-- start DATA RECORDS --

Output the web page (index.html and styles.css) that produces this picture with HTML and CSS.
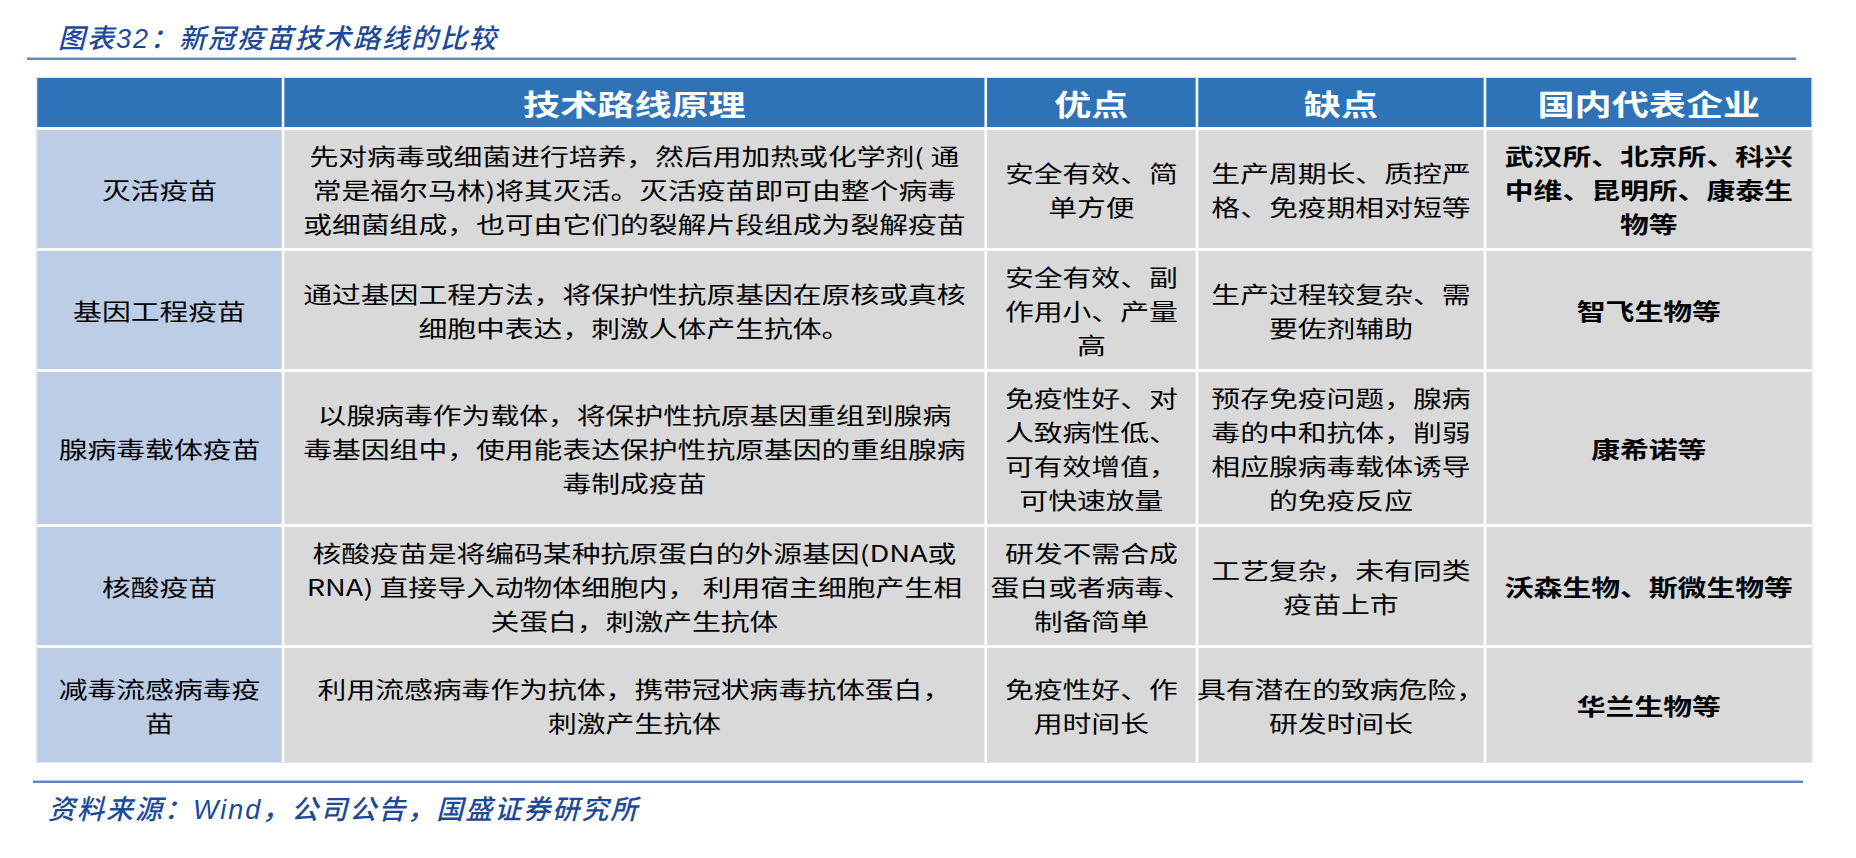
FILE: index.html
```html
<!DOCTYPE html>
<html lang="zh-CN">
<head>
<meta charset="utf-8">
<title>新冠疫苗技术路线的比较</title>
<link rel="stylesheet" href="styles.css">
</head>
<body>
<main class="page">
  <h1 class="fig-title">图表32：新冠疫苗技术路线的比较</h1>
  <div class="rule rule-top"></div>
  <div class="table-wrap">
    <div class="grid">
      <div class="cell head"></div>
      <div class="cell head">技术路线原理</div>
      <div class="cell head">优点</div>
      <div class="cell head">缺点</div>
      <div class="cell head">国内代表企业</div>

      <div class="cell name">灭活疫苗</div>
      <div class="cell">先对病毒或细菌进行培养，然后用加热或化学剂( 通<br>常是福尔马林)将其灭活。灭活疫苗即可由整个病毒<br>或细菌组成，也可由它们的裂解片段组成为裂解疫苗</div>
      <div class="cell">安全有效、简<br>单方便</div>
      <div class="cell">生产周期长、质控严<br>格、免疫期相对短等</div>
      <div class="cell firm">武汉所、北京所、科兴<br>中维、昆明所、康泰生<br>物等</div>

      <div class="cell name">基因工程疫苗</div>
      <div class="cell">通过基因工程方法，将保护性抗原基因在原核或真核<br>细胞中表达，刺激人体产生抗体。</div>
      <div class="cell">安全有效、副<br>作用小、产量<br>高</div>
      <div class="cell">生产过程较复杂、需<br>要佐剂辅助</div>
      <div class="cell firm">智飞生物等</div>

      <div class="cell name">腺病毒载体疫苗</div>
      <div class="cell">以腺病毒作为载体，将保护性抗原基因重组到腺病<br>毒基因组中，使用能表达保护性抗原基因的重组腺病<br>毒制成疫苗</div>
      <div class="cell">免疫性好、对<br>人致病性低、<br>可有效增值，<br>可快速放量</div>
      <div class="cell">预存免疫问题，腺病<br>毒的中和抗体，削弱<br>相应腺病毒载体诱导<br>的免疫反应</div>
      <div class="cell firm">康希诺等</div>

      <div class="cell name">核酸疫苗</div>
      <div class="cell">核酸疫苗是将编码某种抗原蛋白的外源基因(DNA或<br>RNA) 直接导入动物体细胞内， 利用宿主细胞产生相<br>关蛋白，刺激产生抗体</div>
      <div class="cell">研发不需合成<br>蛋白或者病毒、<br>制备简单</div>
      <div class="cell">工艺复杂，未有同类<br>疫苗上市</div>
      <div class="cell firm">沃森生物、斯微生物等</div>

      <div class="cell name">减毒流感病毒疫<br>苗</div>
      <div class="cell">利用流感病毒作为抗体，携带冠状病毒抗体蛋白，<br>刺激产生抗体</div>
      <div class="cell">免疫性好、作<br>用时间长</div>
      <div class="cell">具有潜在的致病危险，<br>研发时间长</div>
      <div class="cell firm">华兰生物等</div>
    </div>
  </div>
  <div class="rule rule-bottom"></div>
  <p class="source">资料来源：Wind，公司公告，国盛证券研究所</p>
</main>
</body>
</html>
```

FILE: styles.css
```css
* {
  box-sizing: border-box;
  margin: 0;
  padding: 0;
}

html,
body {
  background: #ffffff;
}

body {
  font-family: "Noto Sans CJK SC", sans-serif;
  color: #000000;
}

.page {
  width: 1856px;
  padding-top: 22px;
}

.fig-title {
  margin-left: 58px;
  font-family: "Liberation Sans", "Noto Sans CJK SC", sans-serif;
  font-size: 27px;
  font-weight: 500;
  font-style: italic;
  letter-spacing: 2px;
  line-height: 34px;
  color: #1c4a99;
}

.rule {
  height: 3px;
  background: linear-gradient(#b4c7e5 0 1px, #5e86c4 1px 3px);
}

.rule-top {
  margin: 1px 0 0 27px;
  width: 1769px;
}

.table-wrap {
  margin: 17px 0 0 36px;
  width: 1388px;
  transform: scaleX(1.28);
  transform-origin: 0 0;
}

.grid {
  display: grid;
  grid-template-columns: 191px 547px 163px 223px 254px;
  grid-template-rows: 49px 118px 118px 152px 118px 114px;
  gap: 3px 2px;
  border: 1px solid #dfe6f0;
  background: #ffffff;
}

.cell {
  display: flex;
  align-items: center;
  justify-content: center;
  text-align: center;
  white-space: nowrap;
  font-size: 22.5px;
  line-height: 34px;
  background: #d9d9d9;
  color: #000000;
}

.head {
  background: #2e72b8;
  color: #ffffff;
  font-size: 29px;
  font-weight: 700;
  line-height: 40px;
}

.name {
  background: #bccde5;
}

.firm {
  font-weight: 700;
}

.rule-bottom {
  margin: 17px 0 0 33px;
  width: 1770px;
}

.source {
  margin: 10px 0 0 48px;
  font-family: "Liberation Sans", "Noto Sans CJK SC", sans-serif;
  font-size: 27px;
  font-weight: 500;
  font-style: italic;
  letter-spacing: 2px;
  line-height: 34px;
  color: #1c4a99;
}
```
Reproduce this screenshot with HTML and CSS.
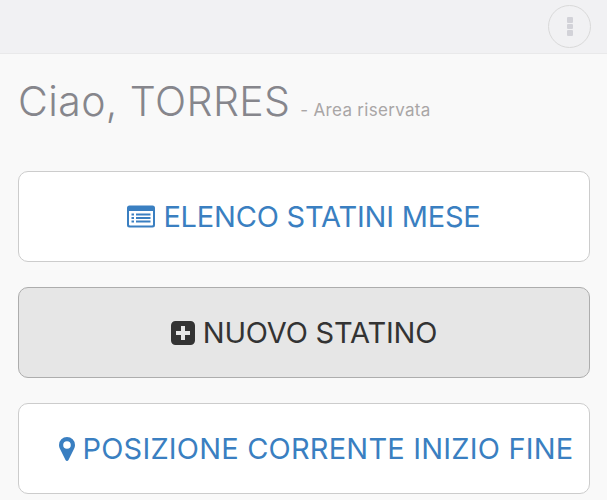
FILE: index.html
```html
<!DOCTYPE html>
<html lang="it">
  <head>
    <meta charset="UTF-8" />
    <meta name="viewport" content="width=device-width, initial-scale=1.0" />
    <title>Area riservata</title>
    <link rel="stylesheet" href="styles.css">
  </head>
  <body>
    <!-- Top bar -->
    <header class="topbar">
      <button class="menu-btn" type="button" aria-label="Menu">
        <span class="dot"></span>
        <span class="dot"></span>
        <span class="dot"></span>
      </button>
    </header>

    <main class="content">
      <h1 class="title">Ciao, TORRES <small class="subtitle">- Area riservata</small></h1>

      <a class="action" href="#">
        <svg class="icon icon-list" viewBox="0 0 28 22" aria-hidden="true">
          <path fill="currentColor" fill-rule="evenodd" d="M2.500 0h23A2.500 2.500 0 0 1 28 2.500v17a2.500 2.500 0 0 1-2.500 2.500h-23A2.500 2.500 0 0 1 0 19.500v-17A2.500 2.500 0 0 1 2.500 0zM2 5.500v13.500a1 1 0 0 0 1 1h22a1 1 0 0 0 1-1V5.500z"/>
          <path fill="currentColor" d="M4.500 8h2.500v2h-2.500zM9 8h14.500v2H9zM4.500 11.500h2.500v2h-2.500zM9 11.500h14.500v2H9zM4.500 15h2.500v2h-2.500zM9 15h14.500v2H9z"/>
        </svg>
        ELENCO STATINI MESE
      </a>

      <a class="action action-active" href="#">
        <svg class="icon icon-plus" viewBox="0 0 24 24" aria-hidden="true">
          <path fill="currentColor" fill-rule="evenodd" d="M4.500 0h15A4.500 4.500 0 0 1 24 4.500v15a4.500 4.500 0 0 1-4.500 4.500h-15A4.500 4.500 0 0 1 0 19.500v-15A4.500 4.500 0 0 1 4.500 0zM10 5v5H5v4h5v5h4v-5h5v-4h-5V5z"/>
        </svg>
        NUOVO STATINO
      </a>

      <a class="action action-shift" href="#">
        <svg class="icon icon-pin" viewBox="0 0 16 24" aria-hidden="true">
          <path fill="currentColor" fill-rule="evenodd" d="M8 0a8 8 0 0 1 8 8c0 1.900-.6 3.100-1.300 4.500L9.500 23a1.700 1.700 0 0 1-3 0L1.300 12.500C.6 11.100 0 9.900 0 8a8 8 0 0 1 8-8zm0 4.200a3.800 3.800 0 1 0 0 7.600 3.800 3.800 0 0 0 0-7.600z"/>
        </svg>
        POSIZIONE CORRENTE INIZIO FINE
      </a>
    </main>
  </body>
</html>
```

FILE: styles.css
```css
html {
  overflow: hidden;
}
body {
  margin: 0;
  background: #f9f9f9;
  font-family: Inter, "Open Sans", sans-serif;
}
.topbar {
  display: flex;
  justify-content: flex-end;
  align-items: flex-start;
  height: 54px;
  padding: 5px 16px 0 0;
  box-sizing: border-box;
  background: #f1f1f3;
  border-bottom: 1px solid #e9e9ea;
}
.menu-btn {
  display: flex;
  flex-direction: column;
  align-items: center;
  justify-content: center;
  gap: 1px;
  width: 43px;
  height: 43px;
  padding: 0;
  background: transparent;
  border: 1px solid #d9d9d9;
  border-radius: 50%;
}
.dot {
  width: 6px;
  height: 5.500px;
  background: #d2d2d8;
  border-radius: 1px;
}
.content {
  display: flex;
  flex-direction: column;
  gap: 25px;
  padding: 0 17px 0 18px;
}
.title {
  margin: 20px 0 18px;
  height: 54px;
  line-height: 54px;
  font-size: 41px;
  font-weight: 300;
  letter-spacing: 0.4px;
  color: #86868c;
  white-space: nowrap;
}
.subtitle {
  margin-left: -2px;
  font-size: 17px;
  font-weight: 400;
  letter-spacing: 0.3px;
  color: #a9a6a6;
}
.action {
  display: flex;
  align-items: center;
  justify-content: center;
  gap: 8px;
  height: 91px;
  box-sizing: border-box;
  background: #fff;
  border: 1px solid #ccc;
  border-radius: 10px;
  color: #3a7fc1;
  font-size: 29px;
  font-weight: 430;
  letter-spacing: -0.2px;
  text-decoration: none;
  white-space: nowrap;
}
.action-active {
  background: #e6e6e6;
  border-color: #adadad;
  color: #333;
}
.action-shift {
  padding-left: 24px;
  letter-spacing: 0.2px;
}
.icon {
  flex: none;
}
.icon-list {
  width: 28px;
  height: 23px;
}
.icon-plus {
  width: 24px;
  height: 24px;
}
.icon-pin {
  width: 16px;
  height: 24px;
}
```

-- end DATA RECORDS --

**TASK PROMPT**
Pull out all lines of the data with the string "page".

**EXPECTED OUTPUT**
Output the web page (index.html and styles.css) that produces this picture with HTML and CSS.
<main class="page">
.page {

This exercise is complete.